PROBLEM:
Write out the material again word for word, dropping any images it holds.

———

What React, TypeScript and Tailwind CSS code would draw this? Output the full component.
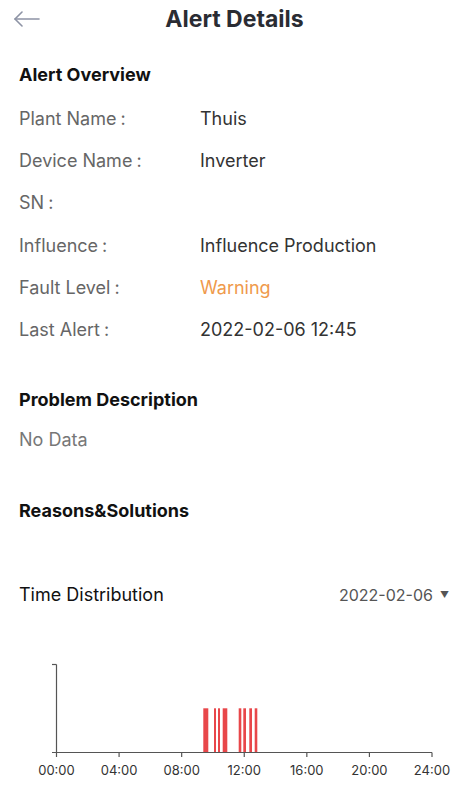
import React from 'react';

const FONT = { fontFamily: 'Inter, "Noto Sans", sans-serif' };

const ROWS: { label: string; value: string; warn?: boolean }[] = [
  { label: 'Plant Name', value: 'Thuis' },
  { label: 'Device Name', value: 'Inverter' },
  { label: 'SN', value: '' },
  { label: 'Influence', value: 'Influence Production' },
  { label: 'Fault Level', value: 'Warning', warn: true },
  { label: 'Last Alert', value: '2022-02-06 12:45' },
];

// bar x ranges in page pixels (chart spans x 56.5 → 432)
const BARS: [number, number][] = [
  [203.3, 208.3],
  [214, 216],
  [218, 220],
  [222.7, 227.3],
  [238.7, 241.3],
  [243.3, 246],
  [249.3, 252],
  [254.7, 257.3],
];

const TICKS = ['00:00', '04:00', '08:00', '12:00', '16:00', '20:00', '24:00'];

function TimeChart() {
  const x0 = 56.5;
  const x1 = 432;
  const top = 51.5;
  const axisY = 139.5;
  const barTop = 95.3;
  const step = (x1 - x0) / 6;
  return (
    <svg width="469" height="186" viewBox="0 0 469 186" className="block">
      {BARS.map(([a, b], i) => (
        <rect key={i} x={a} y={barTop} width={b - a} height={axisY - barTop} fill="#e8474a" />
      ))}
      <line x1={x0} y1={top} x2={x0} y2={axisY} stroke="#555" strokeWidth="1.2" />
      <line x1={52} y1={top} x2={x0} y2={top} stroke="#555" strokeWidth="1.2" />
      <line x1={52} y1={axisY} x2={x1} y2={axisY} stroke="#555" strokeWidth="1.2" />
      {TICKS.map((t, i) => {
        const x = x0 + step * i;
        return (
          <g key={t}>
            <line x1={x} y1={axisY} x2={x} y2={axisY + 4.5} stroke="#555" strokeWidth="1.2" />
            <text x={x} y={161.5} textAnchor="middle" fontSize="13" fill="#333" style={FONT}>
              {t}
            </text>
          </g>
        );
      })}
    </svg>
  );
}

export default function App() {
  return (
    <div className="w-[469px] h-[800px] bg-white overflow-hidden" style={FONT}>
      {/* Header */}
      <div className="relative h-[37px] pt-[1px] flex items-center justify-center">
        <svg
          className="absolute left-[13px] top-[11px]"
          width="27"
          height="16"
          viewBox="0 0 27 16"
          fill="none"
          stroke="#8d93a5"
          strokeWidth="1.6"
          strokeLinecap="round"
          strokeLinejoin="round"
        >
          <path d="M26 8H2" />
          <path d="M9 1L2 8l7 7" />
        </svg>
        <h1 className="text-[23px] font-bold text-[#2a2c33]">Alert Details</h1>
      </div>

      <div className="px-[19px]">
        {/* Alert Overview */}
        <div className="mt-[19px] h-[36px] flex items-center text-[18px] font-bold text-[#111]">
          Alert Overview
        </div>
        <div className="mt-[5px]">
          {ROWS.map((r) => (
            <div key={r.label} className="h-[42.3px] flex items-center text-[18px]">
              <span className="w-[181px] shrink-0 text-[#666]">
                {r.label}
                <span className="ml-[4px]">:</span>
              </span>
              <span className={r.warn ? 'text-[#ef9a4b]' : 'text-[#333]'}>{r.value}</span>
            </div>
          ))}
        </div>

        {/* Problem Description */}
        <div className="mt-[31px] h-[36px] flex items-center text-[18px] font-bold text-[#111]">
          Problem Description
        </div>
        <div className="h-[44px] flex items-center text-[18px] text-[#777]">No Data</div>

        {/* Reasons */}
        <div className="mt-[31px] h-[36px] flex items-center text-[18px] font-bold text-[#111]">
          Reasons&amp;Solutions
        </div>

        {/* Time distribution */}
        <div className="mt-[48px] h-[36px] flex items-center justify-between">
          <span className="text-[18px] text-[#111]">Time Distribution</span>
          <span className="flex items-center gap-[7px] text-[16px] text-[#555] mr-[1px]">
            2022-02-06
            <span className="text-[9px] text-[#555]">▼</span>
          </span>
        </div>
      </div>

      <TimeChart />
    </div>
  );
}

———

ANSWER IN FULL:
What React, TypeScript and Tailwind CSS code would draw this? Output the full component.
import React from 'react';

const FONT = { fontFamily: 'Inter, "Noto Sans", sans-serif' };

const ROWS: { label: string; value: string; warn?: boolean }[] = [
  { label: 'Plant Name', value: 'Thuis' },
  { label: 'Device Name', value: 'Inverter' },
  { label: 'SN', value: '' },
  { label: 'Influence', value: 'Influence Production' },
  { label: 'Fault Level', value: 'Warning', warn: true },
  { label: 'Last Alert', value: '2022-02-06 12:45' },
];

// bar x ranges in page pixels (chart spans x 56.5 → 432)
const BARS: [number, number][] = [
  [203.3, 208.3],
  [214, 216],
  [218, 220],
  [222.7, 227.3],
  [238.7, 241.3],
  [243.3, 246],
  [249.3, 252],
  [254.7, 257.3],
];

const TICKS = ['00:00', '04:00', '08:00', '12:00', '16:00', '20:00', '24:00'];

function TimeChart() {
  const x0 = 56.5;
  const x1 = 432;
  const top = 51.5;
  const axisY = 139.5;
  const barTop = 95.3;
  const step = (x1 - x0) / 6;
  return (
    <svg width="469" height="186" viewBox="0 0 469 186" className="block">
      {BARS.map(([a, b], i) => (
        <rect key={i} x={a} y={barTop} width={b - a} height={axisY - barTop} fill="#e8474a" />
      ))}
      <line x1={x0} y1={top} x2={x0} y2={axisY} stroke="#555" strokeWidth="1.2" />
      <line x1={52} y1={top} x2={x0} y2={top} stroke="#555" strokeWidth="1.2" />
      <line x1={52} y1={axisY} x2={x1} y2={axisY} stroke="#555" strokeWidth="1.2" />
      {TICKS.map((t, i) => {
        const x = x0 + step * i;
        return (
          <g key={t}>
            <line x1={x} y1={axisY} x2={x} y2={axisY + 4.5} stroke="#555" strokeWidth="1.2" />
            <text x={x} y={161.5} textAnchor="middle" fontSize="13" fill="#333" style={FONT}>
              {t}
            </text>
          </g>
        );
      })}
    </svg>
  );
}

export default function App() {
  return (
    <div className="w-[469px] h-[800px] bg-white overflow-hidden" style={FONT}>
      {/* Header */}
      <div className="relative h-[37px] pt-[1px] flex items-center justify-center">
        <svg
          className="absolute left-[13px] top-[11px]"
          width="27"
          height="16"
          viewBox="0 0 27 16"
          fill="none"
          stroke="#8d93a5"
          strokeWidth="1.6"
          strokeLinecap="round"
          strokeLinejoin="round"
        >
          <path d="M26 8H2" />
          <path d="M9 1L2 8l7 7" />
        </svg>
        <h1 className="text-[23px] font-bold text-[#2a2c33]">Alert Details</h1>
      </div>

      <div className="px-[19px]">
        {/* Alert Overview */}
        <div className="mt-[19px] h-[36px] flex items-center text-[18px] font-bold text-[#111]">
          Alert Overview
        </div>
        <div className="mt-[5px]">
          {ROWS.map((r) => (
            <div key={r.label} className="h-[42.3px] flex items-center text-[18px]">
              <span className="w-[181px] shrink-0 text-[#666]">
                {r.label}
                <span className="ml-[4px]">:</span>
              </span>
              <span className={r.warn ? 'text-[#ef9a4b]' : 'text-[#333]'}>{r.value}</span>
            </div>
          ))}
        </div>

        {/* Problem Description */}
        <div className="mt-[31px] h-[36px] flex items-center text-[18px] font-bold text-[#111]">
          Problem Description
        </div>
        <div className="h-[44px] flex items-center text-[18px] text-[#777]">No Data</div>

        {/* Reasons */}
        <div className="mt-[31px] h-[36px] flex items-center text-[18px] font-bold text-[#111]">
          Reasons&amp;Solutions
        </div>

        {/* Time distribution */}
        <div className="mt-[48px] h-[36px] flex items-center justify-between">
          <span className="text-[18px] text-[#111]">Time Distribution</span>
          <span className="flex items-center gap-[7px] text-[16px] text-[#555] mr-[1px]">
            2022-02-06
            <span className="text-[9px] text-[#555]">▼</span>
          </span>
        </div>
      </div>

      <TimeChart />
    </div>
  );
}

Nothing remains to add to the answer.